We identified that the top 10 cities with the highest forecast errors likely face challenges due to localized geographic or climatic factors. Additionally, higher elevations showed a clear relationship with increased forecast errors, possibly due to atmospheric complexities in these regions. The climate classification analysis demonstrated that areas with dynamic and variable climates tend to have greater forecast errors.

The results from these analyses highlight areas for improvement in weather forecasting models, particularly for regions with complex terrain or unstable weather patterns.

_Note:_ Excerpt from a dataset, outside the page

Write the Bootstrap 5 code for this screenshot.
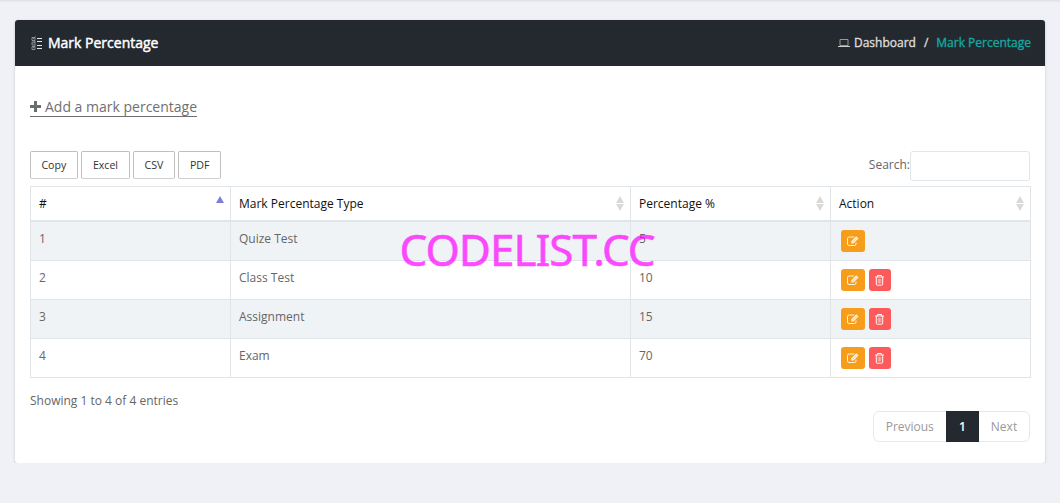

Further work could investigate other factors, such as wind patterns and precipitation types, to enhance the understanding of forecast accuracy across different scenarios. Our analysis indicates that forecast errors increase with forecast horizon. Cities with high elevations and those farther from the coast tend to have larger errors, suggesting that geographic and climate factors influence forecast accuracy. Climate classification and extreme weather events may further contribute to these errors. These insights could help improve forecasting models in challenging regions.